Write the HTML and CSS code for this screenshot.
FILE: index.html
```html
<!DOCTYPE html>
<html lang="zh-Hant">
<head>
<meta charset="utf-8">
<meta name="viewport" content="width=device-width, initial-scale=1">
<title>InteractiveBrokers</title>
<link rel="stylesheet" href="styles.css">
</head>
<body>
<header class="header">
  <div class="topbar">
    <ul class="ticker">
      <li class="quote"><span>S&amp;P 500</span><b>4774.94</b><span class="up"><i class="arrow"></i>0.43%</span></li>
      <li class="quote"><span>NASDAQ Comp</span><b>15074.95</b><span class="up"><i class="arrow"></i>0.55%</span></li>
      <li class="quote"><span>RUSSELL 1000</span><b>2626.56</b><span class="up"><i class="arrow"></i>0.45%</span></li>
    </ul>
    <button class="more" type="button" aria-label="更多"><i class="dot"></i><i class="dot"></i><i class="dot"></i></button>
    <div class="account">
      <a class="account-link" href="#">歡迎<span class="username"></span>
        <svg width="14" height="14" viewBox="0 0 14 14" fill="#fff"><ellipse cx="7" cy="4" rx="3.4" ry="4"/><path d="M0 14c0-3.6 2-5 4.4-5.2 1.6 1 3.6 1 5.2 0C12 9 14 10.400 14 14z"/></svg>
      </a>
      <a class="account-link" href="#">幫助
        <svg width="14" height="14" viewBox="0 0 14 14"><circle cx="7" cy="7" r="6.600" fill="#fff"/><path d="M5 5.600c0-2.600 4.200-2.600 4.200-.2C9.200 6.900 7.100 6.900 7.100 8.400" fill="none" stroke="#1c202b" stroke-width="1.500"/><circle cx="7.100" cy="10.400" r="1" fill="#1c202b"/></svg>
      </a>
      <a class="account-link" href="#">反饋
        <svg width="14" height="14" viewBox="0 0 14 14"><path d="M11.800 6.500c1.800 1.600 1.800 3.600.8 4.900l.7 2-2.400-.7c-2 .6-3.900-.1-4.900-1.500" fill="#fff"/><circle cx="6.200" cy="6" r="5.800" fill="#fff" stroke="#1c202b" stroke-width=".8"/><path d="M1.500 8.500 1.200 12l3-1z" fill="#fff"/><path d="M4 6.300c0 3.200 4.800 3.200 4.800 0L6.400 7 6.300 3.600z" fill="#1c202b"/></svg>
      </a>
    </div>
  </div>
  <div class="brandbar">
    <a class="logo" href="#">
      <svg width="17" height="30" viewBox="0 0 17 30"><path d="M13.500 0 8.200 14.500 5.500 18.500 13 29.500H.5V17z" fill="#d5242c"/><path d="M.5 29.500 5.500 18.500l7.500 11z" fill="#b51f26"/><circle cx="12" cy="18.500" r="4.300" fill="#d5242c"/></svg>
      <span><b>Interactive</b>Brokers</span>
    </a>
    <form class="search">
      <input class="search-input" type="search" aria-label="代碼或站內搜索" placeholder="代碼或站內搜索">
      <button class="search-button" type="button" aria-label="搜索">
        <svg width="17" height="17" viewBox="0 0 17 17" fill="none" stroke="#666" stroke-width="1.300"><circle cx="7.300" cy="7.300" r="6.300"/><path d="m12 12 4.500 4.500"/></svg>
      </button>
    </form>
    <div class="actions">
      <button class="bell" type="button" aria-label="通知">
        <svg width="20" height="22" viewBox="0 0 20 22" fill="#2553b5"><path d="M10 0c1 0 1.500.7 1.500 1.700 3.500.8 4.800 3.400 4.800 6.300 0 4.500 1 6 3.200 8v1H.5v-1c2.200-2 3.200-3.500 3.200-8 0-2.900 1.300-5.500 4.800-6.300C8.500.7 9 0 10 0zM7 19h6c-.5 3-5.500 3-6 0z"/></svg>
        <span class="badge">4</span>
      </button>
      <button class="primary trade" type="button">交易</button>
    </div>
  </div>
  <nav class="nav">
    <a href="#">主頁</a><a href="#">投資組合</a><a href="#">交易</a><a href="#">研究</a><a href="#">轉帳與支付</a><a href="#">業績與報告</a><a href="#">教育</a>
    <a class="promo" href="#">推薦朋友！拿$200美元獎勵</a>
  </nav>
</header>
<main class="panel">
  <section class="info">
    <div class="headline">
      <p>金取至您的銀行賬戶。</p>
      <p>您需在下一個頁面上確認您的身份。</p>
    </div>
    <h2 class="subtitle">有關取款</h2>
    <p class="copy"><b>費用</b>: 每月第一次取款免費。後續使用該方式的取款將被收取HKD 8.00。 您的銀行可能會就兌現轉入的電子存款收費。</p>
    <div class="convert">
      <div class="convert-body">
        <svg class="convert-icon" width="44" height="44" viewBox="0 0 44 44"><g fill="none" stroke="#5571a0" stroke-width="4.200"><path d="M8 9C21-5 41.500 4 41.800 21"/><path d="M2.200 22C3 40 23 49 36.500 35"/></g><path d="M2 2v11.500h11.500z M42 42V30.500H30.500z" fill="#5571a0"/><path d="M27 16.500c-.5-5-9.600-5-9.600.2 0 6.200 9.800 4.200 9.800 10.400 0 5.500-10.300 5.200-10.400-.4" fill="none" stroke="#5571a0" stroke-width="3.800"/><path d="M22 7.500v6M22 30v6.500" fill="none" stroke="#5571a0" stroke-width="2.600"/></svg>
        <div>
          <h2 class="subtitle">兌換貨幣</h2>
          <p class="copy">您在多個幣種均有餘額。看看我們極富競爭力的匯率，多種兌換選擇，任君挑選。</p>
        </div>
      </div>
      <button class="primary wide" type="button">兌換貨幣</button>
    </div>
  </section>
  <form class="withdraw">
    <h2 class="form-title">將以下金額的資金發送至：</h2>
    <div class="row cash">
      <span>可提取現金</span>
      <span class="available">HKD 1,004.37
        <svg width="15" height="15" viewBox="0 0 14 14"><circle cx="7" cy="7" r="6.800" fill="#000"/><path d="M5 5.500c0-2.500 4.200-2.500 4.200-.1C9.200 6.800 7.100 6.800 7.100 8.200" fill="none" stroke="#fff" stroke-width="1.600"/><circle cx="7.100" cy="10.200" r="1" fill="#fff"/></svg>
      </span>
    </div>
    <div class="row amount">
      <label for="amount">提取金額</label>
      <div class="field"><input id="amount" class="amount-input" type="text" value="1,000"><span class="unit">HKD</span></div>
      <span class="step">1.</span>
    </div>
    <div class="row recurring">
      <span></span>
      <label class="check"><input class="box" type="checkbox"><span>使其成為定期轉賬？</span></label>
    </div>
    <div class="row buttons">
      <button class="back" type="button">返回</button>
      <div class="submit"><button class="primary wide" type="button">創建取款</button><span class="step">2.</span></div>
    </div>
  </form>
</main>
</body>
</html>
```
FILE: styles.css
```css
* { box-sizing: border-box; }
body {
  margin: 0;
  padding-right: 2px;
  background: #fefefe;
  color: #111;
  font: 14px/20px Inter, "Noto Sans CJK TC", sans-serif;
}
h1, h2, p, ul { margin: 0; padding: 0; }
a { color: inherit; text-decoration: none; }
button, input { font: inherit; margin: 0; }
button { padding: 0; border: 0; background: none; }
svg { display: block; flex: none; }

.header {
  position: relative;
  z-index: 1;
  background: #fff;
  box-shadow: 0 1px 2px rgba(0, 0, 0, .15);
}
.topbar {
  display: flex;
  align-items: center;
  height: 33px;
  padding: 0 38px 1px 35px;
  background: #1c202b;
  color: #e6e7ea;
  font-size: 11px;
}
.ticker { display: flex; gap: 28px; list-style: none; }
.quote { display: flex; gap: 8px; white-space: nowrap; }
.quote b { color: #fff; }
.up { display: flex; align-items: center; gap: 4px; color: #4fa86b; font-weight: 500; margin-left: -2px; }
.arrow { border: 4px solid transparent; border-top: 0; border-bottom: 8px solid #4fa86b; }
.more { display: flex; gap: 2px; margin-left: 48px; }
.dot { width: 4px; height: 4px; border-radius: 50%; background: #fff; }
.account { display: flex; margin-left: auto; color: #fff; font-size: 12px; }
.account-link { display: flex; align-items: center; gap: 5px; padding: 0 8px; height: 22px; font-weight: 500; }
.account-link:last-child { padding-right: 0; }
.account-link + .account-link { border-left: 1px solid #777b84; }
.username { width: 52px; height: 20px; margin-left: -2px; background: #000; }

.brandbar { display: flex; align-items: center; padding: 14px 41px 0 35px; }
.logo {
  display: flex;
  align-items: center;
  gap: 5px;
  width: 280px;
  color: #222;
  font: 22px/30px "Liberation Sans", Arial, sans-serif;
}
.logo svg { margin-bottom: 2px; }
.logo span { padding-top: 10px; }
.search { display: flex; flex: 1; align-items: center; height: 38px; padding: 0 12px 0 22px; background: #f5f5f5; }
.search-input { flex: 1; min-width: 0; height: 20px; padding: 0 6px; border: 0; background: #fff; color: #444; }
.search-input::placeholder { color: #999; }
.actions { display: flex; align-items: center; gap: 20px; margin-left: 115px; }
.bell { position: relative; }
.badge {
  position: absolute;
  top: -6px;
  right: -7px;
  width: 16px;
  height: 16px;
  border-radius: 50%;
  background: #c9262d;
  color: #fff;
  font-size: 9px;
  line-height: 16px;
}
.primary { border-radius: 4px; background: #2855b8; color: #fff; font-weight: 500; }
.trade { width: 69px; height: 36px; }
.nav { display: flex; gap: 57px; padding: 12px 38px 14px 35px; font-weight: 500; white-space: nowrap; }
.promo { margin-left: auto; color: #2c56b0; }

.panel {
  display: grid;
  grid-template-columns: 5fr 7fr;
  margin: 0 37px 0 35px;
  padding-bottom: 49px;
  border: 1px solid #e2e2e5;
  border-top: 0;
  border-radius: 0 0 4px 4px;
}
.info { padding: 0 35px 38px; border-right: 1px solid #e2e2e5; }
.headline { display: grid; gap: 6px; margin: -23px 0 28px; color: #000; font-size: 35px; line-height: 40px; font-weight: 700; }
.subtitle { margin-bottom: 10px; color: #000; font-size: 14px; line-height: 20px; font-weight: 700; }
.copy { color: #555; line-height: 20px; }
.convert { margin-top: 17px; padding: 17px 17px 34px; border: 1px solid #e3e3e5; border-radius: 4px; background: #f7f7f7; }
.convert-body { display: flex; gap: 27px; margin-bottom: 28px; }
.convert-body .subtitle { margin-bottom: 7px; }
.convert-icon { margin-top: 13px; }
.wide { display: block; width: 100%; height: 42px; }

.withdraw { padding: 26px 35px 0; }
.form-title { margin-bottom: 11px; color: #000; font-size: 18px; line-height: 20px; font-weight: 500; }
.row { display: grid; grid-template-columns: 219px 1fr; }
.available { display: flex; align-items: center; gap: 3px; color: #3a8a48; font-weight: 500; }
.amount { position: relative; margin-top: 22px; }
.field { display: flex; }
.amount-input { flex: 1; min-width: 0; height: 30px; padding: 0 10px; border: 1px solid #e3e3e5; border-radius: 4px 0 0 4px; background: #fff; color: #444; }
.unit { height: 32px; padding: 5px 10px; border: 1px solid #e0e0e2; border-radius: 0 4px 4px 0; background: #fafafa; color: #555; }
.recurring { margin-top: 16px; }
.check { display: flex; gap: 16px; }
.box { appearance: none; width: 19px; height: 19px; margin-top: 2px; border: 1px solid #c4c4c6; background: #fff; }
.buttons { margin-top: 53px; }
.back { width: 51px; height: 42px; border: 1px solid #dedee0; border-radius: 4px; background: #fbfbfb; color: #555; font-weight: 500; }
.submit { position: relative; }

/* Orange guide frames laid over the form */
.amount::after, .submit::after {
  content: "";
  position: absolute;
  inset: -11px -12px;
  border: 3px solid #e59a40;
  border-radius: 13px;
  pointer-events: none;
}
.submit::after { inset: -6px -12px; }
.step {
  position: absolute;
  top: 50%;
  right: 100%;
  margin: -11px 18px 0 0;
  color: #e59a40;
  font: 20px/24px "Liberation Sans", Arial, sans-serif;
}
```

---

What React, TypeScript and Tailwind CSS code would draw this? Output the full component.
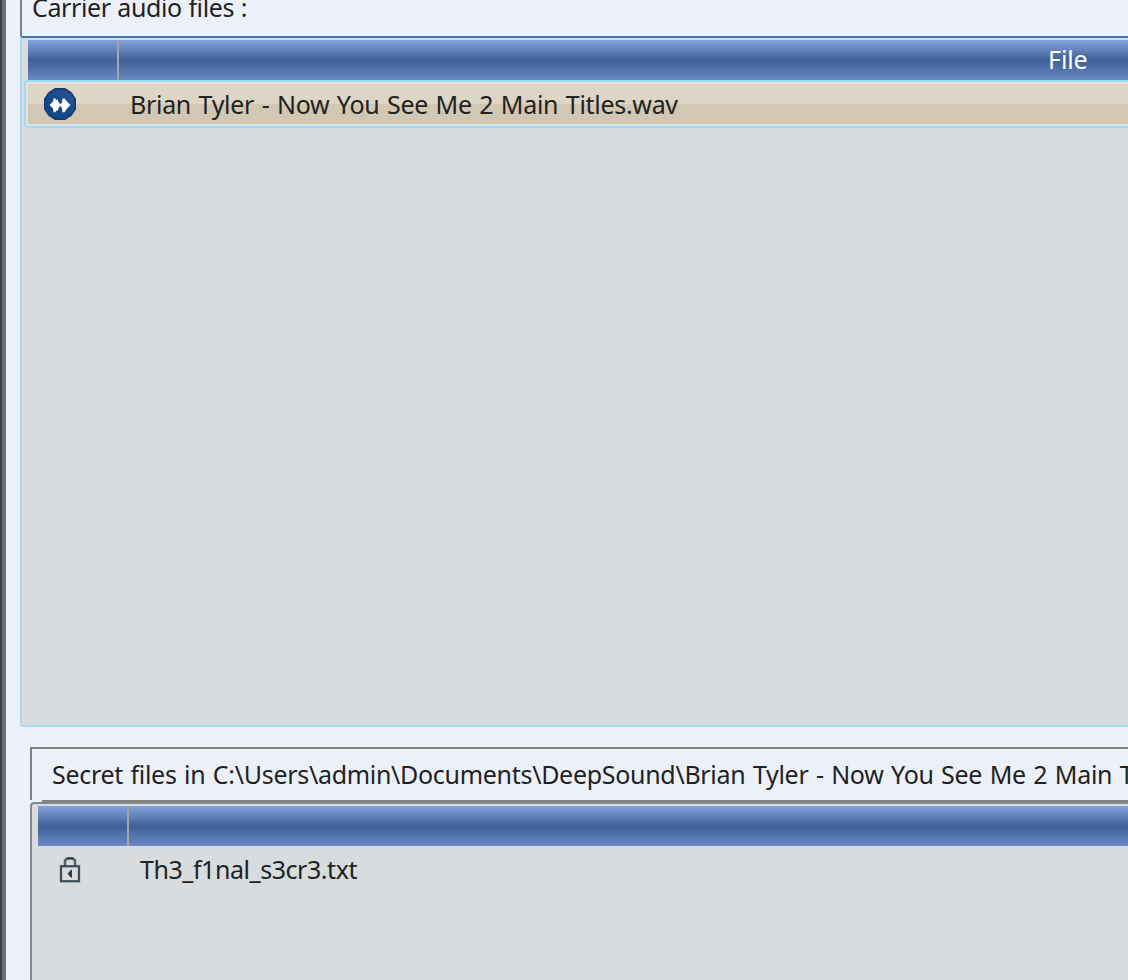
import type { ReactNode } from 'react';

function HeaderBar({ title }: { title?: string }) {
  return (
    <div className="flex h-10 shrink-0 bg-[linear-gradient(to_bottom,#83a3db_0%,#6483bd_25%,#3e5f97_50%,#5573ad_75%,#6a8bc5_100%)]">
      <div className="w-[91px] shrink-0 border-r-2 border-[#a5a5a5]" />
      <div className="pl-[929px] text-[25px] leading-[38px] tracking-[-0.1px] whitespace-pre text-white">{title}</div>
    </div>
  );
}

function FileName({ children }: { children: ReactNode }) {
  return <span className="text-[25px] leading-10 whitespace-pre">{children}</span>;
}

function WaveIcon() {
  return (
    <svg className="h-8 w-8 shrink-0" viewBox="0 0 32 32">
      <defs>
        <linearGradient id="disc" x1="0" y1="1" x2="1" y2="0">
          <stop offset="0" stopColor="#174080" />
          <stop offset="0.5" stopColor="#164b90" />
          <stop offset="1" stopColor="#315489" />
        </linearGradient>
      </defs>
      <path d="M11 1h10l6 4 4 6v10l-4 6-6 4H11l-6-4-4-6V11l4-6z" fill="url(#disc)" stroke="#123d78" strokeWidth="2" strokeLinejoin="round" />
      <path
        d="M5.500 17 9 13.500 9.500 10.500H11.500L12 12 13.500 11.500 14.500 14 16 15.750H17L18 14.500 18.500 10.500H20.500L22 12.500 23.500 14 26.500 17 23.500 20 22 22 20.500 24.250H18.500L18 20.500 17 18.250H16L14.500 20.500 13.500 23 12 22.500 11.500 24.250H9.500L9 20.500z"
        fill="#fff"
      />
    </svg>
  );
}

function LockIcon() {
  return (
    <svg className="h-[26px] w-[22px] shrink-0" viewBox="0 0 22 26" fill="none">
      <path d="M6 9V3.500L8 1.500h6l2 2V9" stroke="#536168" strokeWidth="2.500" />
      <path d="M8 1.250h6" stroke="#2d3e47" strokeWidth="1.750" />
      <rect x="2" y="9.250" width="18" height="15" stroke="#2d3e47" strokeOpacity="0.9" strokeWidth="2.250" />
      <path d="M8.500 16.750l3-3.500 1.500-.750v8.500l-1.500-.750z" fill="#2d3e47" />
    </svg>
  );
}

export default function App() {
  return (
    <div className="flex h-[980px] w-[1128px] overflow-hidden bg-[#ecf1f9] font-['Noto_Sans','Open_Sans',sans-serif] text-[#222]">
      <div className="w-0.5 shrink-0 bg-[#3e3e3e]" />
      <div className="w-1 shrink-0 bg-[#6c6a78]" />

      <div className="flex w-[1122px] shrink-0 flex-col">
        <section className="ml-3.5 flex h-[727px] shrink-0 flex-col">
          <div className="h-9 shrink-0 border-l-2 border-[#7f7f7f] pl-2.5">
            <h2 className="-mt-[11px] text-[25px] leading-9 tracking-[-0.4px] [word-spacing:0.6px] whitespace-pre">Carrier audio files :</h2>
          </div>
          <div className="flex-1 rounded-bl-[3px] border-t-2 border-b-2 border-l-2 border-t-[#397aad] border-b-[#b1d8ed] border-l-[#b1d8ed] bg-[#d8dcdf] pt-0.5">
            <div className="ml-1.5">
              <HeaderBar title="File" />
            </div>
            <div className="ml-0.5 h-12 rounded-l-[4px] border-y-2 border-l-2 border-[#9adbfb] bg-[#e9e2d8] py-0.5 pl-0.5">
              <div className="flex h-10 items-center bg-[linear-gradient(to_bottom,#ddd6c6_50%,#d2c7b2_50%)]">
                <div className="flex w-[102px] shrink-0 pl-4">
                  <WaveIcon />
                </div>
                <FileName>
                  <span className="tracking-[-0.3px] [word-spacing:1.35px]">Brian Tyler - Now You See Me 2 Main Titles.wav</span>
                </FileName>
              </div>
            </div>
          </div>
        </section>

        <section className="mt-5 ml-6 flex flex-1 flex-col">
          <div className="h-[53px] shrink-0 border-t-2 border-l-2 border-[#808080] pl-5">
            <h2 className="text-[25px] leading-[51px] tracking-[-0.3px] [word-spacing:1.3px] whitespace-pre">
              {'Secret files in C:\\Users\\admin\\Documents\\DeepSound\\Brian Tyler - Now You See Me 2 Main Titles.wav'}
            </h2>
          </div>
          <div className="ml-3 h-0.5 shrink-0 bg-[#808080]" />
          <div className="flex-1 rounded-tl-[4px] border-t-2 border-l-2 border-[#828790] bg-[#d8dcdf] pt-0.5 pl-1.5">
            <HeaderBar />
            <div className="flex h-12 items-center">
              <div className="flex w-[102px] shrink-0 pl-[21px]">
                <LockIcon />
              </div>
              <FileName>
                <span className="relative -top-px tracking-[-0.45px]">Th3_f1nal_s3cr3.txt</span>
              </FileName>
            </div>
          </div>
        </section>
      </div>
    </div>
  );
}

STATED EXERCISE |
Search the entries for the word "code", then gather every line that has it.

ANSWER TO THE EXERCISE |
Write the HTML and CSS code for this screenshot.
What React, TypeScript and Tailwind CSS code would draw this? Output the full component.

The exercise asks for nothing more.